Editorial

Avert impending disaster

The news that about 20,000 Sri Lankan women are likely to fall prey to human traffickers is shocking. We yesterday pointed out quoting the Migrant Service Centre (MSC) that the female workers whose jobs are at stake in the garment industry would be victims of illegal labour recruiters and other manpower contractors awaiting easy prey. These women will, our report says, be lured across the national borders for employment including sex trade.

Sri Lankan women who have sought foreign employment through shady job agents are already languishing in West Asia. Many are the complaints of torture and sexual abuse they suffer at the hands of their foreign employers. Hundreds of them return home after years of semi slavery, empty handed. Voiceless, they suffer in silence.

Human trafficking is nothing new in this country. Year in and year out, we hear of the youth who brave stormy seas in fragile fishing trawlers bulging at the seams in search of employment in far away countries like Italy. Mishaps are not uncommon. Some have been choked to death inside containers or died in freezing weather. And the loss of jobs in the garment sector and the attendant vulnerability of a large number of workers, are going to aggravate an already bad situation.

Recently, the international media shed light on a large scale racket of women being smuggled into Britain from Eastern Europe for prostitution. Each year, according to the US State Department, 'at least 800,000-900,000 people, mostly women and children are trafficked across international borders. Even more victims are trafficked and exploited within their own countries. Many victims are lured from their homes with promises of well-paying jobs. Once they are deprived of the opportunity to return home, they are coerced into prostitution, domestic servitude or factory labor and other types of forced labor.'

With nearly one half of Sri Lankans living in abject poverty and unemployment being on the rise, the MSC warning needs to be given serious thought and action taken, if a disaster is to be averted. We hear of frequent government warnings to prospective foreign job seekers against errant job agents. These agents are operating in the open and it is intriguing why successive governments have done little to put them out of business. Is it because they are throwing money around? Legal measures are a prerequisite for dealing with them besides raising awareness among the public.
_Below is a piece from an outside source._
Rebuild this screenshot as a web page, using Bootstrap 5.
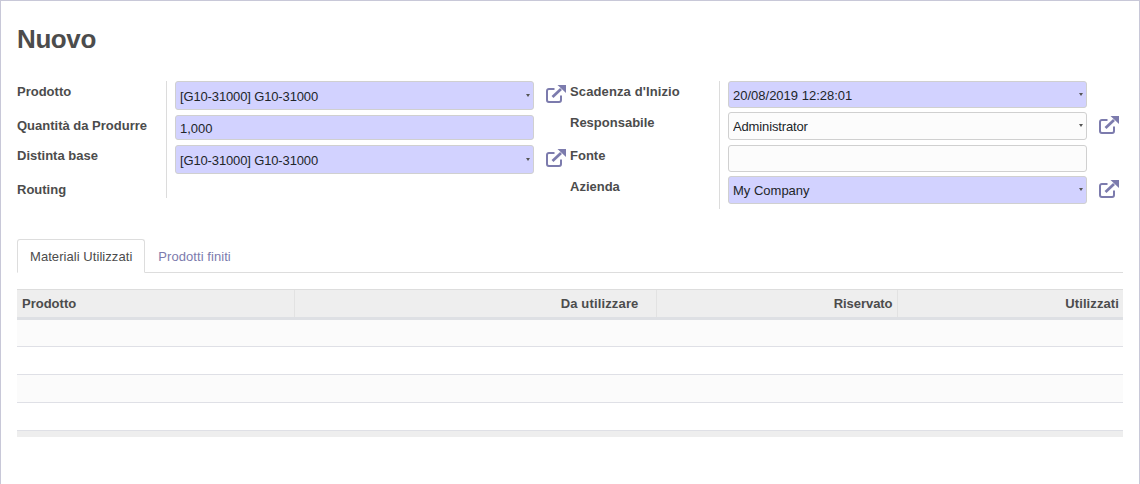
<!DOCTYPE html>
<html lang="it"><head><meta charset="utf-8"><title>Nuovo</title>
<link href="https://cdn.jsdelivr.net/npm/bootstrap@5.3.0/dist/css/bootstrap.min.css" rel="stylesheet">
<style>
html,body{height:100%}
body{font-family:"Liberation Sans",Arial,sans-serif;font-size:13px;line-height:20px;color:#4c4c4c;background:#fff;overflow:hidden}
.sheet{height:484px;border:solid #c8c8d8;border-width:1px 1px 0 1px;padding:0 16px}
.ttl{font-family:"Liberation Sans",Arial,sans-serif;font-size:26px;font-weight:700;line-height:30px;margin:23px 0 27px;color:#4c4c4c;letter-spacing:-.4px}
.grp{width:553px}
.frow{display:flex}
.flab{width:150px;flex:none;font-weight:700;border-right:1px solid #dcdcdc;white-space:nowrap;padding-top:1px}
.flab.wide{letter-spacing:.12px}
.fval{margin-left:8px;width:359px;flex:none;position:relative}
.fval .form-control{font-size:13px;line-height:20px;color:#212529;padding:1px 4px 0;height:100%;border:1px solid #d0d0d0;border-radius:3px;background:#fcfcfc;box-shadow:none}
.fval .form-control.req{background:#d2d2ff}
.fval.c28 .form-control{padding-top:0}
.fval .form-control.tight{letter-spacing:-.14px}
.caret-dn{position:absolute;right:4px;top:50%;margin-top:-2px;border:solid transparent;border-width:3px 2.5px 0;border-top-color:#555}
.extl{width:20px;height:18px;margin:4px 0 0 12px;flex:none;color:#7c7bad;display:block}
.h34{height:34px}.h30{height:30px}.h19{height:19px}.h31{height:31px}.h33{height:33px}
.c29{height:29px}.c25{height:25px}.c27{height:27px}.c28{height:28px}
.tabs-x{margin-top:30px;border-bottom:1px solid #ddd;height:34px}
.tabs-x .nav-link{font-size:13px;line-height:18px;padding:8px 12px;height:34px;color:#7c7bad;border-radius:3px 3px 0 0;margin-bottom:-1px;letter-spacing:.06px}
.tabs-x .nav-link.active{color:#4c4c4c;border-color:#ddd #ddd #fff}
.tbl{width:1106px;table-layout:fixed;margin:16px 0 0;border-collapse:collapse}
.tbl th{background:#eee;font-weight:700;height:29px;padding:0 4px 0 5px;border-top:1px solid #ddd;border-bottom:3px solid #dee0e4;border-left:1px solid #e2e2e2;line-height:26px;color:#4c4c4c}
.tbl th:first-child{border-left:0}
.tbl td{height:28px;padding:0;border-bottom:1px solid #dfe0e6}
.tbl tbody tr:nth-child(odd) td{background:#fbfbfb}
.tbl tfoot td{height:6px;background:#eee;border:0}
.tbl th.r17{padding-right:17px;letter-spacing:.15px}
.tbl th.r3{padding-right:4px;letter-spacing:-.05px}
.tbl th.lsp{letter-spacing:.1px}
</style></head><body>
<svg width="0" height="0" class="d-none"><symbol id="ext" viewBox="0 0 20 18"><path d="M8.500 4H2.900A1.900 1.900 0 0 0 1 5.900v9.200A1.900 1.900 0 0 0 2.900 17h10.200a1.900 1.900 0 0 0 1.900-1.900V10.500" fill="none" stroke="currentColor" stroke-width="2"/><path d="M6.500 12 15 4" fill="none" stroke="currentColor" stroke-width="2.800"/><path d="M11.500 0H20V8Z" fill="currentColor"/></symbol></svg>
<div class="sheet">
<h1 class="ttl">Nuovo</h1>
<div class="d-flex">
 <div class="grp">
  <div class="frow h34"><div class="flab">Prodotto</div><div class="fval c29"><input class="form-control req tight" value="[G10-31000] G10-31000"><span class="caret-dn"></span></div><svg class="extl"><use href="#ext"/></svg></div>
  <div class="frow h30"><div class="flab">Quantità da Produrre</div><div class="fval c25"><input class="form-control req" value="1,000"></div></div>
  <div class="frow h34"><div class="flab">Distinta base</div><div class="fval c29"><input class="form-control req tight" value="[G10-31000] G10-31000"><span class="caret-dn"></span></div><svg class="extl"><use href="#ext"/></svg></div>
  <div class="frow h19"><div class="flab">Routing</div></div>
 </div>
 <div class="grp">
  <div class="frow h31"><div class="flab wide">Scadenza d'Inizio</div><div class="fval c27"><input class="form-control req" value="20/08/2019 12:28:01"><span class="caret-dn"></span></div></div>
  <div class="frow h33"><div class="flab">Responsabile</div><div class="fval c28"><input class="form-control tight" value="Administrator"><span class="caret-dn"></span></div><svg class="extl"><use href="#ext"/></svg></div>
  <div class="frow h31"><div class="flab">Fonte</div><div class="fval c27"><input class="form-control" value=""></div></div>
  <div class="frow h33"><div class="flab">Azienda</div><div class="fval c28"><input class="form-control req" value="My Company"><span class="caret-dn"></span></div><svg class="extl"><use href="#ext"/></svg></div>
 </div>
</div>
<ul class="nav nav-tabs tabs-x">
 <li class="nav-item"><a class="nav-link active" href="#">Materiali Utilizzati</a></li>
 <li class="nav-item"><a class="nav-link" href="#">Prodotti finiti</a></li>
</ul>
<table class="tbl">
 <colgroup><col style="width:277px"><col style="width:362px"><col style="width:241px"><col></colgroup>
 <thead><tr><th>Prodotto</th><th class="text-end r17">Da utilizzare</th><th class="text-end r3">Riservato</th><th class="text-end lsp">Utilizzati</th></tr></thead>
 <tbody><tr><td colspan="4"></td></tr><tr><td colspan="4"></td></tr><tr><td colspan="4"></td></tr><tr><td colspan="4"></td></tr></tbody>
 <tfoot><tr><td colspan="4"></td></tr></tfoot>
</table>
</div>
<script src="https://cdn.jsdelivr.net/npm/bootstrap@5.3.0/dist/js/bootstrap.bundle.min.js"></script>
</body></html>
Even those licensed job agencies need to be closely monitored and the bad ones weeded out. For, migrant workers who gained employment through them have also been condemned to servitude abroad. Thorough investigations are called for into each and every complaint by migrant workers and action taken against the recruiters concerned. Let none of them get away with their sordid operations.

After the late President Premadasa launched his garment factory programme with a view to taking industries to the rural backwaters, he was asked in an interview how confident he was of the future of the industry. An overconfident Premadasa in his inimitable style quipped: "As long as the people wear clothes, the industry will be safe!" A cynic may ask whether the loss of jobs in the garment sector is consequent to the people beginning to wear less clothes. Had he been alive, arguably, he might have adopted measures to put the industry on a firm footing.

Be that as it may, our over dependence on the Juki Economy has proved to be counterproductive and but for the tsunami, the situation could have been far worse as the proposed quota cuts would have been fully effected. The time has come for us to think of alternatives and to equip the garment industry to meet challenges ahead of it. An uphill task, no doubt! But that is what governments are there for.

Most of all, there is a pressing need for improving the lot of the voiceless garment workers who are toiling amidst untold hardships. Instances of sexual abuse of garment girls and other forms of harassment are many. The living conditions of the exploited and malnourished workers are appalling. The sub culture that has evolved around the garment industry is one of exploitation and social stigma. Garment girls have come to be dubbed derisively by perverts including private bus crews as Juki Keli (pieces). As much as migrant workers, they, too, deserve a better deal from a society dependent on the dollars and pounds they help earn. That is where workers' rights groups, women's lib activists and politicians have failed as a whole––quite pathetically!

Let the workers who are going to lose their jobs be retrained for some other vocation urgently so that they won't become victims of unscrupulous recruiters waiting in the wings.